:: Input records ::
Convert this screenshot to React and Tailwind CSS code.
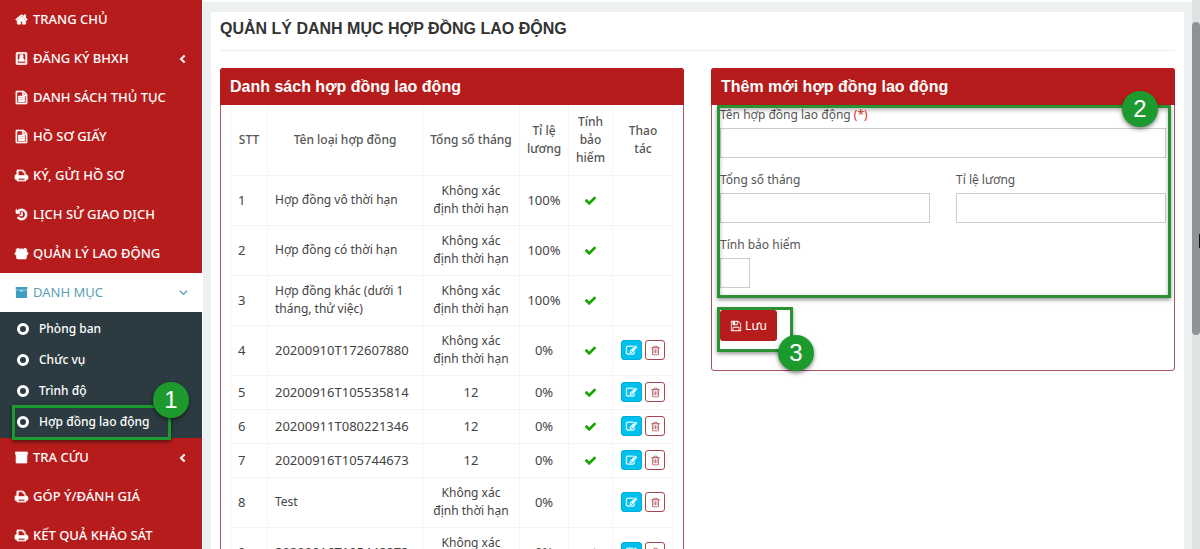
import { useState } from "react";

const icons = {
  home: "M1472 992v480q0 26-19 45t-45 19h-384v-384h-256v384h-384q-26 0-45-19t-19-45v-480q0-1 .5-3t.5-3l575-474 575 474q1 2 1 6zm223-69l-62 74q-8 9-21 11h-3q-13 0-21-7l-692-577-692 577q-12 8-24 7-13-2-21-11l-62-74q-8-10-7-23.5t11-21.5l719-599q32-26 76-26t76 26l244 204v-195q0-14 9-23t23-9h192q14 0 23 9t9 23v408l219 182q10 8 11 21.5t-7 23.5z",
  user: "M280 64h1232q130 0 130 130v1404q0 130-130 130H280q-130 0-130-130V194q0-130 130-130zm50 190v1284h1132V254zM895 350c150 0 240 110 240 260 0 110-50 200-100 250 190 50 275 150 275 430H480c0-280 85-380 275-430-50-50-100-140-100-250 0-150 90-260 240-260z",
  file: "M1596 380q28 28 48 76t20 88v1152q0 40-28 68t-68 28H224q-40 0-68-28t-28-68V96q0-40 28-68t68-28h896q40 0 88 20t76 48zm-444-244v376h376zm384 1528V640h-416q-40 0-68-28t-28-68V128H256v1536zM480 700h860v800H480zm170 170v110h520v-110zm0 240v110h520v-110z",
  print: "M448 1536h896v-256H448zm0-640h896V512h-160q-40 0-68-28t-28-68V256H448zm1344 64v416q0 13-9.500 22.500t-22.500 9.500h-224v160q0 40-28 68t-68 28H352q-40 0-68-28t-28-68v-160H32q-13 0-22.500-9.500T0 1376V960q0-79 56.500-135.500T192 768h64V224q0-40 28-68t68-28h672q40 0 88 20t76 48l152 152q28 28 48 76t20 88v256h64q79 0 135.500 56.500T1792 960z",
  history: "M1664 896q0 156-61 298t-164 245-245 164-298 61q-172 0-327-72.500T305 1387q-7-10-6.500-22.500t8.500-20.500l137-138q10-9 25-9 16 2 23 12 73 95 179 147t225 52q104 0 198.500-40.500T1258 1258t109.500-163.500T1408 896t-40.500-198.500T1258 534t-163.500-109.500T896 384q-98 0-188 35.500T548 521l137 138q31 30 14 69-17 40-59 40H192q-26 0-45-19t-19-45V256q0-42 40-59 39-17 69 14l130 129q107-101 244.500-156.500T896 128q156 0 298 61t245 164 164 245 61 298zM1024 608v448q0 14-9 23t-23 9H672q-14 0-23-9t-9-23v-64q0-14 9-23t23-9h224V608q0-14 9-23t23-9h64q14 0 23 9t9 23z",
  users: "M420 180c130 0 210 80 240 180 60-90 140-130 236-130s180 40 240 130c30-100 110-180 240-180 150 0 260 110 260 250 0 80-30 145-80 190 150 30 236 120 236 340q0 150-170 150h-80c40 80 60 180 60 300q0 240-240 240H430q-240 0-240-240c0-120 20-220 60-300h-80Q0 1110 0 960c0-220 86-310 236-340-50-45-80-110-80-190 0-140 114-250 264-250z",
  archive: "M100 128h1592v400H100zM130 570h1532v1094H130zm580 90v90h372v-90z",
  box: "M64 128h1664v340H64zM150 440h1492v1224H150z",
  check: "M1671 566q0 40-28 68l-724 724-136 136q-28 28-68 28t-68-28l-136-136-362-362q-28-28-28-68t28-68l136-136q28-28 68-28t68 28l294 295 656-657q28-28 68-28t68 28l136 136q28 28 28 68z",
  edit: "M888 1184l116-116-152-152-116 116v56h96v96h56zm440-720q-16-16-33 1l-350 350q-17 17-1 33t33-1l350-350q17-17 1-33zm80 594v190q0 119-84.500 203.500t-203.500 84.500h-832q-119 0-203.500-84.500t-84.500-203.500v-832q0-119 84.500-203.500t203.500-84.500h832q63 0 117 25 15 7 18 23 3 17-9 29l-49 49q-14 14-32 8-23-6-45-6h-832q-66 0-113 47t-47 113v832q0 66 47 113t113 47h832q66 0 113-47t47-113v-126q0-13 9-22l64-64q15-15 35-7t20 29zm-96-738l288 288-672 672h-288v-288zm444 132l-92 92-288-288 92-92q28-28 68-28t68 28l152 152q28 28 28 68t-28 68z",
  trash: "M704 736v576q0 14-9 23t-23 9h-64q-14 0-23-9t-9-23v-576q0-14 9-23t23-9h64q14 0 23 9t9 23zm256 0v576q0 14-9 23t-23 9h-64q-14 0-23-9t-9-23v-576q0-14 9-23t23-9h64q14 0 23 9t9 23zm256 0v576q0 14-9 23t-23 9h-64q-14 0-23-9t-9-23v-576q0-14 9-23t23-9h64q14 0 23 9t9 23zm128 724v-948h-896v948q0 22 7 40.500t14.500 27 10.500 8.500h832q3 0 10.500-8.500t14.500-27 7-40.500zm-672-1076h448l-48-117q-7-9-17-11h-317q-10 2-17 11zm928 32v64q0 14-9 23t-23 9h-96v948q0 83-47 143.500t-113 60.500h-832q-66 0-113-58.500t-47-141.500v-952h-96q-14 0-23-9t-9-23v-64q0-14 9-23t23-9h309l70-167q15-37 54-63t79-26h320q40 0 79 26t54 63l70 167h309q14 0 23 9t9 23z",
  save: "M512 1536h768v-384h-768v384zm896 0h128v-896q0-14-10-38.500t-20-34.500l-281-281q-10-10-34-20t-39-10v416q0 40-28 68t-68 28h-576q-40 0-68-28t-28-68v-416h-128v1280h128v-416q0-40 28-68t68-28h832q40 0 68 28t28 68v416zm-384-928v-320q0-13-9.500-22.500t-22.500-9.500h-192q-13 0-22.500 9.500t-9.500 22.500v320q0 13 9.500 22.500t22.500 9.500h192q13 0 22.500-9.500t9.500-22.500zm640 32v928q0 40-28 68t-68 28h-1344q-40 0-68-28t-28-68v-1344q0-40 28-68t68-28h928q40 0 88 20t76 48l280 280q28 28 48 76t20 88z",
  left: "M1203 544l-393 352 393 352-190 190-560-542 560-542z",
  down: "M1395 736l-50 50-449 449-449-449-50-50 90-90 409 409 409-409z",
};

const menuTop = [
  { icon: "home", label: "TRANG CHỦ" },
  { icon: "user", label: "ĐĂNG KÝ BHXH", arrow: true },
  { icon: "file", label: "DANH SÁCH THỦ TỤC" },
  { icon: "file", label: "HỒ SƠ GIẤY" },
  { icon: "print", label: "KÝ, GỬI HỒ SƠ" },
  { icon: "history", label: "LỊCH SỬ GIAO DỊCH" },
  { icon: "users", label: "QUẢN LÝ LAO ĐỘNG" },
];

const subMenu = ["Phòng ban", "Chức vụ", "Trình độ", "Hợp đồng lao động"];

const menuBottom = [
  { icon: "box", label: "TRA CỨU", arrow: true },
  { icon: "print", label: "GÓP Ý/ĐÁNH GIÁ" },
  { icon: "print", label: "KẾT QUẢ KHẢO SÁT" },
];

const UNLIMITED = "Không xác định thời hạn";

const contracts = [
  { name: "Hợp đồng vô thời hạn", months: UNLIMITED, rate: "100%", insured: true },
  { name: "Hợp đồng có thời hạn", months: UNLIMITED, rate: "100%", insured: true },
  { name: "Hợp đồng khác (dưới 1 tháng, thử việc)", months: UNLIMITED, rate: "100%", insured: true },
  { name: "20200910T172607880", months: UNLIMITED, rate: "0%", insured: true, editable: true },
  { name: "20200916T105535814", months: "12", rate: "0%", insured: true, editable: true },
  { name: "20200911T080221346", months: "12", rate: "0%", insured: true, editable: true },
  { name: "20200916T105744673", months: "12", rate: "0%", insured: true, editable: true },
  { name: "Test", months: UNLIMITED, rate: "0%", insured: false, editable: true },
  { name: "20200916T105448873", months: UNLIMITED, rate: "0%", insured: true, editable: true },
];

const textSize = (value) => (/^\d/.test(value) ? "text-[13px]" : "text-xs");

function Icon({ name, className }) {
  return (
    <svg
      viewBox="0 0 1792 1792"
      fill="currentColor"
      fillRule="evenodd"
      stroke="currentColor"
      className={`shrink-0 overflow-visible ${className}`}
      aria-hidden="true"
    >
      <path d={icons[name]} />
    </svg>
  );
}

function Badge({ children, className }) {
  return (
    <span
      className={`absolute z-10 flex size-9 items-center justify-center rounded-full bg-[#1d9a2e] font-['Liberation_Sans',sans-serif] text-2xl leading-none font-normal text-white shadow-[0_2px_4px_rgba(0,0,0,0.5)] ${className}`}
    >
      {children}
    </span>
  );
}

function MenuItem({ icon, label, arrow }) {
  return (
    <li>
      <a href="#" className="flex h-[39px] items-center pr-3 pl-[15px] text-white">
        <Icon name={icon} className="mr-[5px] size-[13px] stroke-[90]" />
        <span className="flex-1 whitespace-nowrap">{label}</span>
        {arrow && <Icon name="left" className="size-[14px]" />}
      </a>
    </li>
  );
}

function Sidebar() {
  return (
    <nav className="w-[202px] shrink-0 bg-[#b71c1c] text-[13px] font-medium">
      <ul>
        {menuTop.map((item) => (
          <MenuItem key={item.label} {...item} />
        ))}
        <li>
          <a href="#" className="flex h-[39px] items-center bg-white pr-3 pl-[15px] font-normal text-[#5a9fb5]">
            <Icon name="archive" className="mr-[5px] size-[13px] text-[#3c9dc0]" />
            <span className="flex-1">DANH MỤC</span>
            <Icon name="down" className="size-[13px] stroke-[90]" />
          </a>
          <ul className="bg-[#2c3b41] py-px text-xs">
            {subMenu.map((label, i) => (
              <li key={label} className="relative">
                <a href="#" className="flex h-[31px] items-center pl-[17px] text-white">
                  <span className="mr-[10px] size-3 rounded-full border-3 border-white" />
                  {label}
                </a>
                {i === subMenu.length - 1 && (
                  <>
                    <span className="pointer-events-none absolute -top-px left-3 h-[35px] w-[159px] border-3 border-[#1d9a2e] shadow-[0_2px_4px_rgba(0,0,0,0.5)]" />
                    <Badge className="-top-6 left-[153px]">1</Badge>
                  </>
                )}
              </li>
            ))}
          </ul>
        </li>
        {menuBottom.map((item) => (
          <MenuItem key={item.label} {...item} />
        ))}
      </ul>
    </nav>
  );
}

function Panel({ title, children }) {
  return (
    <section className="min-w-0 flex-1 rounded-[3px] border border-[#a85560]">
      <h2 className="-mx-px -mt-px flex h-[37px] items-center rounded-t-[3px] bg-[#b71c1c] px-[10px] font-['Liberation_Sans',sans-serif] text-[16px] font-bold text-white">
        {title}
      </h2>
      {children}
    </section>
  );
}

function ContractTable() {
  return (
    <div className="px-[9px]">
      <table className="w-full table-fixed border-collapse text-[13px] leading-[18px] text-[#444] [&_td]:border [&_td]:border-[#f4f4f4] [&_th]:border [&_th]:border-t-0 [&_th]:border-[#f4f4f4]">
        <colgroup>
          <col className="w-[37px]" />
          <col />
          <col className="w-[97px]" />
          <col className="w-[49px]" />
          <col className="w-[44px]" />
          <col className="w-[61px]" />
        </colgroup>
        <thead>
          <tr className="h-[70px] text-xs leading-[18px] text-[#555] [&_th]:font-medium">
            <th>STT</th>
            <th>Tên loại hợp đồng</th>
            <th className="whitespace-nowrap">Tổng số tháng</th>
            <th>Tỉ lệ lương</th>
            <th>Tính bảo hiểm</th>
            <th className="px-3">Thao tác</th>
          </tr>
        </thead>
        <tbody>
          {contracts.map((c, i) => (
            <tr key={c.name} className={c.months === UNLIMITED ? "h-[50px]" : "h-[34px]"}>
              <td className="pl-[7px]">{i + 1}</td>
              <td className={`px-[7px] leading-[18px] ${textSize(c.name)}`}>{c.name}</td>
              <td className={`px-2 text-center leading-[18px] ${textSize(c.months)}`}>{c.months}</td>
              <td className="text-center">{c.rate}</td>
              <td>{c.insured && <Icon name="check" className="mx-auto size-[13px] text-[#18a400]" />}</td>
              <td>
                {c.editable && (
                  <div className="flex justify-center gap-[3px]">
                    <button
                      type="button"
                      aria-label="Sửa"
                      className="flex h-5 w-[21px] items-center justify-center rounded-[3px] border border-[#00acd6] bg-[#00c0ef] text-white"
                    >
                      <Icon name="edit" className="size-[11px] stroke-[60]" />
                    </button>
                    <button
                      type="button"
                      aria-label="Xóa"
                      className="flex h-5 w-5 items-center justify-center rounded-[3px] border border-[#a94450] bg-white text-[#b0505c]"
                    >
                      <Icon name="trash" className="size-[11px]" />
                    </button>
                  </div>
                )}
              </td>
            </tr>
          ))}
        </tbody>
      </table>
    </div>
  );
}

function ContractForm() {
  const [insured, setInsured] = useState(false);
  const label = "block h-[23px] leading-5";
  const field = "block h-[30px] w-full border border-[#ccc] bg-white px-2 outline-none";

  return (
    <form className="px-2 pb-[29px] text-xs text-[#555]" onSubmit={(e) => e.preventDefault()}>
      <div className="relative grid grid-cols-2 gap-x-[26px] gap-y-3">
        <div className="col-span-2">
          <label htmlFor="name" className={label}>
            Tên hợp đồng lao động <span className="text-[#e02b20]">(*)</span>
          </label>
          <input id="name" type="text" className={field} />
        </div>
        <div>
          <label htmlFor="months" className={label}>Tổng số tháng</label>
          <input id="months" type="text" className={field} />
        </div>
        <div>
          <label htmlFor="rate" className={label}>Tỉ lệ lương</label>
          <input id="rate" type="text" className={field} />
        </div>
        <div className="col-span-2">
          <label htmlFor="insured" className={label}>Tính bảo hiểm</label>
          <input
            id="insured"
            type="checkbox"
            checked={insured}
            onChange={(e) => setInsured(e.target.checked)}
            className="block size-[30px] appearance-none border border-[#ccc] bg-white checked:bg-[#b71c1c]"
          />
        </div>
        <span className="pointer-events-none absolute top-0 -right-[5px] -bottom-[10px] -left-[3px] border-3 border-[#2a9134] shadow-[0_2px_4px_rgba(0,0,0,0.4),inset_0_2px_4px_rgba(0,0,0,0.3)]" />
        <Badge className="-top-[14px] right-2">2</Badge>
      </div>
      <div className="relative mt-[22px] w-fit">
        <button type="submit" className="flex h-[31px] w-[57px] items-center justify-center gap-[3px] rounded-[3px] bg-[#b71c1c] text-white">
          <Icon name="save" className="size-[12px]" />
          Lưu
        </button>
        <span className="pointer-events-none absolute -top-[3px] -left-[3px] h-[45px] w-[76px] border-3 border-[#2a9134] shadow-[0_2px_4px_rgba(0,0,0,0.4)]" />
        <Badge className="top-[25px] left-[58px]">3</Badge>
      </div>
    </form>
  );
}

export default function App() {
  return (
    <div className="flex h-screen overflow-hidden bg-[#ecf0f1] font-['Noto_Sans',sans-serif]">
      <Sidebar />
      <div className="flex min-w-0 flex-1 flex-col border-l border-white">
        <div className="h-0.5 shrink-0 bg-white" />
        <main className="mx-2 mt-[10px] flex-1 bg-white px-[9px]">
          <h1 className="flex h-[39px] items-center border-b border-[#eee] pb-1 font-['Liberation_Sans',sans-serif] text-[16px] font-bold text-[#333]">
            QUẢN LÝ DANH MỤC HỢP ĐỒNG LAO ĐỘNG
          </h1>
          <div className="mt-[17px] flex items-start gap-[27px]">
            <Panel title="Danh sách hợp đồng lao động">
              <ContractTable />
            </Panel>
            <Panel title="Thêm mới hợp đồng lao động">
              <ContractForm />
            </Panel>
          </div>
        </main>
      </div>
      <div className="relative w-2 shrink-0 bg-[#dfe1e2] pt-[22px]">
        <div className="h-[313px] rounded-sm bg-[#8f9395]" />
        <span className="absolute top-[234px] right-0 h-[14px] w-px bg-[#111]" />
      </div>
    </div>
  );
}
:::
:: Input records ::
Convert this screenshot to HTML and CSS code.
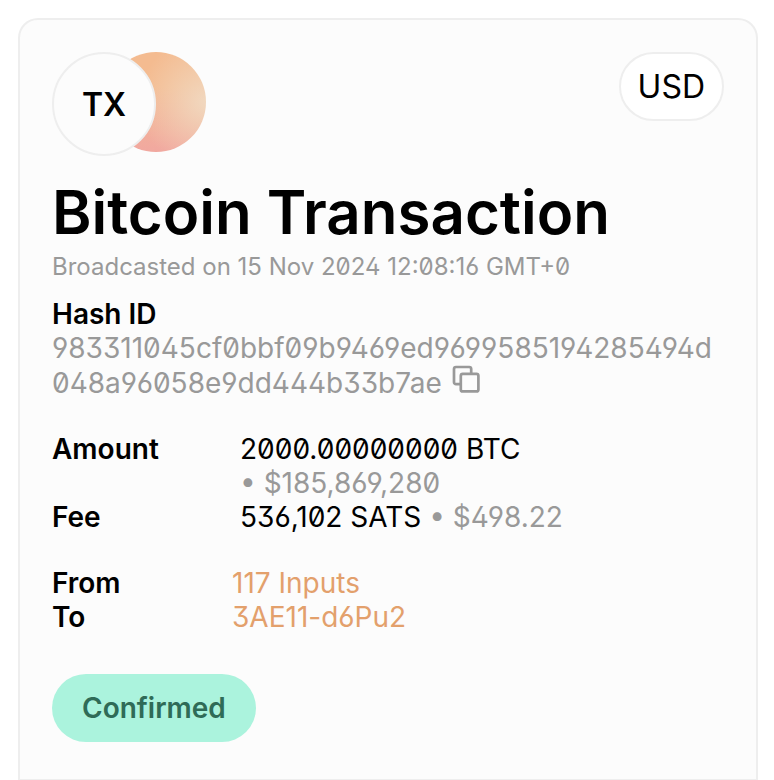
:::
Problem description:
Which lines hold the word "Convert"? Copy every one of them.

Task result:
Convert this screenshot to React and Tailwind CSS code.
Convert this screenshot to HTML and CSS code.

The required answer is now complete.